## EXERCISE AIM
Go through the entries below and pick out every line with "Tailwind".

[Code that builds pages]

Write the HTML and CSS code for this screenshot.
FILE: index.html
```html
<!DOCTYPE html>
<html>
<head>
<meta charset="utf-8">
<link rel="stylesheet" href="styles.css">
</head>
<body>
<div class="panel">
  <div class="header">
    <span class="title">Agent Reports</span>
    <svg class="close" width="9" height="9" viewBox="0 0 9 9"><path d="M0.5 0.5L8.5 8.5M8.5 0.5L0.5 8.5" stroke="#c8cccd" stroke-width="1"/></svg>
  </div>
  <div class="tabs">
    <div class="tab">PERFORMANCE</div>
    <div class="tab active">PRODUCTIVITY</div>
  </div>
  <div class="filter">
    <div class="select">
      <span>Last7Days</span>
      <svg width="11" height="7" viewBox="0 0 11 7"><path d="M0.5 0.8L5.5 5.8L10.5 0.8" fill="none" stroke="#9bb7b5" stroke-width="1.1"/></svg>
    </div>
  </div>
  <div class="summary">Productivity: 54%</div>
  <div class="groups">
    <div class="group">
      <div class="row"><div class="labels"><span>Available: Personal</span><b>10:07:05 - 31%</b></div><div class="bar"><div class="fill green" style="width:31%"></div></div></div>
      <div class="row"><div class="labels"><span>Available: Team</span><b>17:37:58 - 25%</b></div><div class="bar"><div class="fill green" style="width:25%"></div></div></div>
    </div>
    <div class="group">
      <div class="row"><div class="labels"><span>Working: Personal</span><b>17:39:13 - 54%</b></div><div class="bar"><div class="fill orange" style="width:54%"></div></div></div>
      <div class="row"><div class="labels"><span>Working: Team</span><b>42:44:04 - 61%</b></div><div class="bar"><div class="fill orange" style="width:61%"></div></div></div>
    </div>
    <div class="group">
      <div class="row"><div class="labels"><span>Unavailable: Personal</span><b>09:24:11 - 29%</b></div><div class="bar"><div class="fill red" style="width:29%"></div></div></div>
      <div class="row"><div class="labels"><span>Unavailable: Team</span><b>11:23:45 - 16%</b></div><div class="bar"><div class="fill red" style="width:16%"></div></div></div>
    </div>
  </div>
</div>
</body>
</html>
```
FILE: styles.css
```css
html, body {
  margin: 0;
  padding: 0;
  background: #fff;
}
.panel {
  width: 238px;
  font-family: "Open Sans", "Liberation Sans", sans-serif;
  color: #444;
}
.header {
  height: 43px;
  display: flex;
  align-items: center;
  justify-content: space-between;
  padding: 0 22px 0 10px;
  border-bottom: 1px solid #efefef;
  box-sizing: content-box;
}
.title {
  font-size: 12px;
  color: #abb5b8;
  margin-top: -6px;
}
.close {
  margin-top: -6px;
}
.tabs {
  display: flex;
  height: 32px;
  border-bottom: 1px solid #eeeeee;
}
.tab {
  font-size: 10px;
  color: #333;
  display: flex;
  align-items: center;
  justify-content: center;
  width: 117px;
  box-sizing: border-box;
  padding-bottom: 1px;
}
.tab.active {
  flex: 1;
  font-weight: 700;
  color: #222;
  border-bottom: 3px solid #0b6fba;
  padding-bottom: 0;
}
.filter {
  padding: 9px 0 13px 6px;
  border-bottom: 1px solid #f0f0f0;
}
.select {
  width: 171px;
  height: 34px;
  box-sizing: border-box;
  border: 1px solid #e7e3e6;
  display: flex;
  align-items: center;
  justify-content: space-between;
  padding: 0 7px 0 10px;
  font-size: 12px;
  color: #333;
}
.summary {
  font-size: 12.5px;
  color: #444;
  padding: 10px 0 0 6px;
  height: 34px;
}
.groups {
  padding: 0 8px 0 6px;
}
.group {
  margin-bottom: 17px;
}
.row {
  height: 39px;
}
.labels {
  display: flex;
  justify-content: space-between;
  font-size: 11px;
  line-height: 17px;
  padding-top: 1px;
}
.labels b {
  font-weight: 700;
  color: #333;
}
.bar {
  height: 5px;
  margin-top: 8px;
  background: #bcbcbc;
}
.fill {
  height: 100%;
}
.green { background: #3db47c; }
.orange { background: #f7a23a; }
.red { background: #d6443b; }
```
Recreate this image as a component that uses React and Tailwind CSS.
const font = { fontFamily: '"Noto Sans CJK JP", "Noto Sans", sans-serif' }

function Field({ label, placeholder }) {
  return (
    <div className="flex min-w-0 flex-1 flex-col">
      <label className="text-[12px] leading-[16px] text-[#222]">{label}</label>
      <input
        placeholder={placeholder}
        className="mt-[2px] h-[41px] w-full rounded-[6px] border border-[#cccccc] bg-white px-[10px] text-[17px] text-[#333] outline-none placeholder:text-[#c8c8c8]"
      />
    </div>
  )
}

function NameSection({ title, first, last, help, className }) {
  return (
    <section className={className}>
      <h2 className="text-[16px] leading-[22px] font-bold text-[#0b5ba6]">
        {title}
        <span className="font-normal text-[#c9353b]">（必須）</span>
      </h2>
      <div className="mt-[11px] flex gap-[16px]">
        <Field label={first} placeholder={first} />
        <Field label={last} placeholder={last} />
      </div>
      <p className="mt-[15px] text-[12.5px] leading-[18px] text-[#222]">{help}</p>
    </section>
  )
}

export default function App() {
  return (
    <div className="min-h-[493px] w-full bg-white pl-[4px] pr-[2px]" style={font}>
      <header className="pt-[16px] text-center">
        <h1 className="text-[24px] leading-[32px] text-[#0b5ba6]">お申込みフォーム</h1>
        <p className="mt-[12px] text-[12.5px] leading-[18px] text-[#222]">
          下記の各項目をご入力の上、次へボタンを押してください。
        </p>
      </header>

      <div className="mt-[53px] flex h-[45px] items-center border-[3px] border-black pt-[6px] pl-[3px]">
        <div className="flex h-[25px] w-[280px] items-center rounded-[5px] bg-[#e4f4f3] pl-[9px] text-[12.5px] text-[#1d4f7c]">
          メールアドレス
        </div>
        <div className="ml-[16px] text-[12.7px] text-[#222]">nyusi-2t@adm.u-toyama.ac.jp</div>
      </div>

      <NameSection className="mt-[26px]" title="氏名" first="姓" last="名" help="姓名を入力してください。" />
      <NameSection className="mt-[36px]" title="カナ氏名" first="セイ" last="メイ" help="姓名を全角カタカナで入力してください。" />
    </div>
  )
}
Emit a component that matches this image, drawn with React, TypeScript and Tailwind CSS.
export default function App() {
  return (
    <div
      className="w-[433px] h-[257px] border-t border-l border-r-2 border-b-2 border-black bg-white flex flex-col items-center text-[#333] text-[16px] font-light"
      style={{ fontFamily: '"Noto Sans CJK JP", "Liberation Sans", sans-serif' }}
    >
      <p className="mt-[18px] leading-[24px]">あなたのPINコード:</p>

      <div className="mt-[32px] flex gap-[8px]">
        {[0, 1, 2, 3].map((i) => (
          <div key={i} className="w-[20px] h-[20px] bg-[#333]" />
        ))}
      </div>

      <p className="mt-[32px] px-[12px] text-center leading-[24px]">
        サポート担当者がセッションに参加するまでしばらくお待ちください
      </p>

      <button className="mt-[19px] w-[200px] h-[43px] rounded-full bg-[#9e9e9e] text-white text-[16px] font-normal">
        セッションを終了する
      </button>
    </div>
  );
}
...
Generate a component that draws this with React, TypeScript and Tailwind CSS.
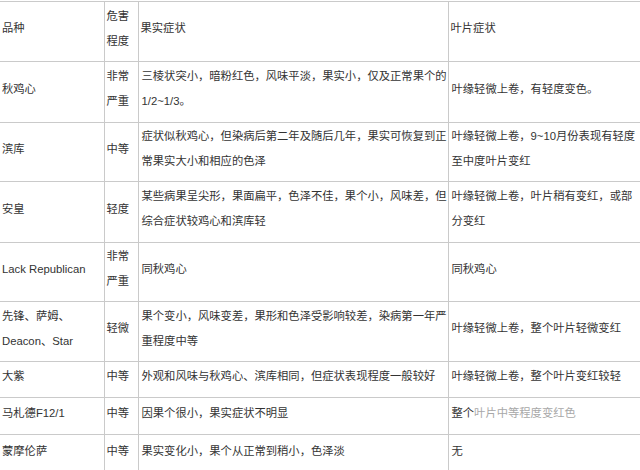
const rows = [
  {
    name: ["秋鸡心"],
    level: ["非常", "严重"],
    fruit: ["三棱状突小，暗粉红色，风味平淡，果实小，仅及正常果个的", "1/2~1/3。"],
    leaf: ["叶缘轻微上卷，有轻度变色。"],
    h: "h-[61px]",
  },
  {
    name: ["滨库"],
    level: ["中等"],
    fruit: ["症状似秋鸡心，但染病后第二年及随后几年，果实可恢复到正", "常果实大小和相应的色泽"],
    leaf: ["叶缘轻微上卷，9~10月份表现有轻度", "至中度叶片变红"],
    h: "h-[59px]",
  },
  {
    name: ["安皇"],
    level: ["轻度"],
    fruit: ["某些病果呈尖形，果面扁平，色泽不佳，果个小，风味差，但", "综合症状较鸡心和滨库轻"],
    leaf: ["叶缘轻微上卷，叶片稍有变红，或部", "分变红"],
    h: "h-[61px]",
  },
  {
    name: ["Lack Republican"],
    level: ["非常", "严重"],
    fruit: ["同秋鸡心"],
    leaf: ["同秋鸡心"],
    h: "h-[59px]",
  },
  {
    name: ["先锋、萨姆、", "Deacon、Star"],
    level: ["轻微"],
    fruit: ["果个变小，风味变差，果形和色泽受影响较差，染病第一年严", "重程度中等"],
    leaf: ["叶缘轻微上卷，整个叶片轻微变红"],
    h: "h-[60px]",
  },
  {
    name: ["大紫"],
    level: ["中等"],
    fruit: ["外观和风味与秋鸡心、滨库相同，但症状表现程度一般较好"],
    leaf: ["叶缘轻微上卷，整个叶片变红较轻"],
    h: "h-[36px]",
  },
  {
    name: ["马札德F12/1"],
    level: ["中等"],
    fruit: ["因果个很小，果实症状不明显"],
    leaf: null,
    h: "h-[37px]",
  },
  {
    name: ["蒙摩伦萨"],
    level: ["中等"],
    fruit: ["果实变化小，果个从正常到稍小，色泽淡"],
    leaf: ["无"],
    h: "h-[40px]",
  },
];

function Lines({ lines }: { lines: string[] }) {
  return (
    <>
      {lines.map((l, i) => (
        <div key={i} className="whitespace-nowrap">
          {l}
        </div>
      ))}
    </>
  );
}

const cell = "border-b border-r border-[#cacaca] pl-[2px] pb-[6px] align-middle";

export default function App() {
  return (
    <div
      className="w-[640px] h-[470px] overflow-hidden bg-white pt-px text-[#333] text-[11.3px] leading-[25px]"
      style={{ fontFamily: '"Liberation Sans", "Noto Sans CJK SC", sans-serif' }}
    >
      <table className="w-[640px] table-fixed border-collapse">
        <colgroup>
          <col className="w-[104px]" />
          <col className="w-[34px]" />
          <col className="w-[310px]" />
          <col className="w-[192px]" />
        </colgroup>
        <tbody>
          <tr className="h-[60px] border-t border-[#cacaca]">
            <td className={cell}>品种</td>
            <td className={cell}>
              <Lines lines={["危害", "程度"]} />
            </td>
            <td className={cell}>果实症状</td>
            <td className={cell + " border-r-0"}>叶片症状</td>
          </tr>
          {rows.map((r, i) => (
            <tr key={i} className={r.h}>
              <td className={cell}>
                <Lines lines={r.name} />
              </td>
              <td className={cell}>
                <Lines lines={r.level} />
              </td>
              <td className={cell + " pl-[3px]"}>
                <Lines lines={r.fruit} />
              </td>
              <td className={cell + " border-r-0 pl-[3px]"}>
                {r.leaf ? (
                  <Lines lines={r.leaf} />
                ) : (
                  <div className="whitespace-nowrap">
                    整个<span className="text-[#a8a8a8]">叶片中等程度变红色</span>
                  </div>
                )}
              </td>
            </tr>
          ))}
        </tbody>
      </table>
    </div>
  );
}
---
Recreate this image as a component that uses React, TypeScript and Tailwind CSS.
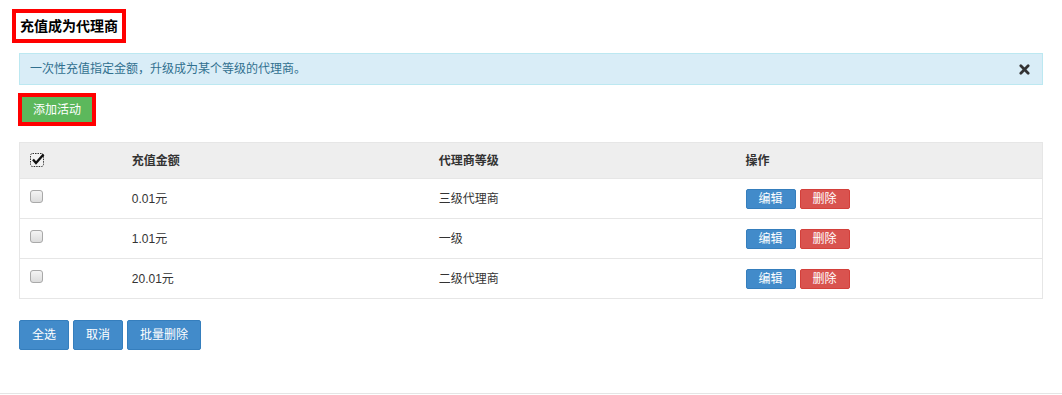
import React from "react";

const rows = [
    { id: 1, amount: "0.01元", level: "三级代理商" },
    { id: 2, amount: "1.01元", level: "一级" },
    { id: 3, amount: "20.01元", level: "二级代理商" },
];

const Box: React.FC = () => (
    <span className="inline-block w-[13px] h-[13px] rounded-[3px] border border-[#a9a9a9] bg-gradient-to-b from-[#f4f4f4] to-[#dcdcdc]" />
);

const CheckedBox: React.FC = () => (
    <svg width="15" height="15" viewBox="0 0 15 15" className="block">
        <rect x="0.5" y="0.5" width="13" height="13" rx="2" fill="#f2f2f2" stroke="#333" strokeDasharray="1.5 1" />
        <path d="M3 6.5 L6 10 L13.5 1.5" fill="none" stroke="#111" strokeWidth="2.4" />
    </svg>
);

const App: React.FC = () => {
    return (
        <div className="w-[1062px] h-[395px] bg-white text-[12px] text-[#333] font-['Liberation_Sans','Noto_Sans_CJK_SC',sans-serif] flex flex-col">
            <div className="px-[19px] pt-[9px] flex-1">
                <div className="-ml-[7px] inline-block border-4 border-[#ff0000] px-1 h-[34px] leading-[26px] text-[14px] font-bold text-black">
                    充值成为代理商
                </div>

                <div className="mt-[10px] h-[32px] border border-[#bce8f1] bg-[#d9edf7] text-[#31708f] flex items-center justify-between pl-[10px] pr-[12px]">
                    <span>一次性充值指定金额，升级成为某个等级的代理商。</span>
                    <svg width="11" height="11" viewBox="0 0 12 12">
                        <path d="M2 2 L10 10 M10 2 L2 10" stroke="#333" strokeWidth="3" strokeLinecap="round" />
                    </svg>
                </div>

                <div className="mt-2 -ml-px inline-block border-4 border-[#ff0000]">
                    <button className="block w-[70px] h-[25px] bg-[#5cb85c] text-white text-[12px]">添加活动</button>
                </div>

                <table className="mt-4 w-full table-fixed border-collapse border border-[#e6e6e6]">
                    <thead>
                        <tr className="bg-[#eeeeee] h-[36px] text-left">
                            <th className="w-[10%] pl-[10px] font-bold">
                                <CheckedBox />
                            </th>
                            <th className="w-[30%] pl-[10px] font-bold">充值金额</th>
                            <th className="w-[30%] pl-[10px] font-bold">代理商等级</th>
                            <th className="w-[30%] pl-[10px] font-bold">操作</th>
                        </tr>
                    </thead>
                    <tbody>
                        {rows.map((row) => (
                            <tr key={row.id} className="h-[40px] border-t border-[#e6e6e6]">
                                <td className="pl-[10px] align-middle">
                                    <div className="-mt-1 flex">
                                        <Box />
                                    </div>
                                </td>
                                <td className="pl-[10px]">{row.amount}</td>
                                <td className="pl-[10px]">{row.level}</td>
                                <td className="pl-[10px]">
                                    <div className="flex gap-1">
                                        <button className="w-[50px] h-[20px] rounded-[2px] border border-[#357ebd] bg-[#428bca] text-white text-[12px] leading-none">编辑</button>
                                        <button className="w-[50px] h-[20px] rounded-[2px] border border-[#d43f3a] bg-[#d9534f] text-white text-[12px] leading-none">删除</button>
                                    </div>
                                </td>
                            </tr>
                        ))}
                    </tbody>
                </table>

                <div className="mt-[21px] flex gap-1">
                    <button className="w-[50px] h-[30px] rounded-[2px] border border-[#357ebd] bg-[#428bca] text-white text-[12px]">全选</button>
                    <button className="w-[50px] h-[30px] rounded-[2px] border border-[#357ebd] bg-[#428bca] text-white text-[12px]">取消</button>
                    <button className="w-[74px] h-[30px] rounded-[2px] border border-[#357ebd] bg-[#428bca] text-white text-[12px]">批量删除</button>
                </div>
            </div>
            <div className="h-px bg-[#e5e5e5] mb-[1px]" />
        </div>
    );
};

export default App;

## SOLUTION FOR THIS PROBLEM
Recreate this image as a component that uses React and Tailwind CSS.
Emit a component that matches this image, drawn with React, TypeScript and Tailwind CSS.
Generate a component that draws this with React, TypeScript and Tailwind CSS.
Recreate this image as a component that uses React, TypeScript and Tailwind CSS.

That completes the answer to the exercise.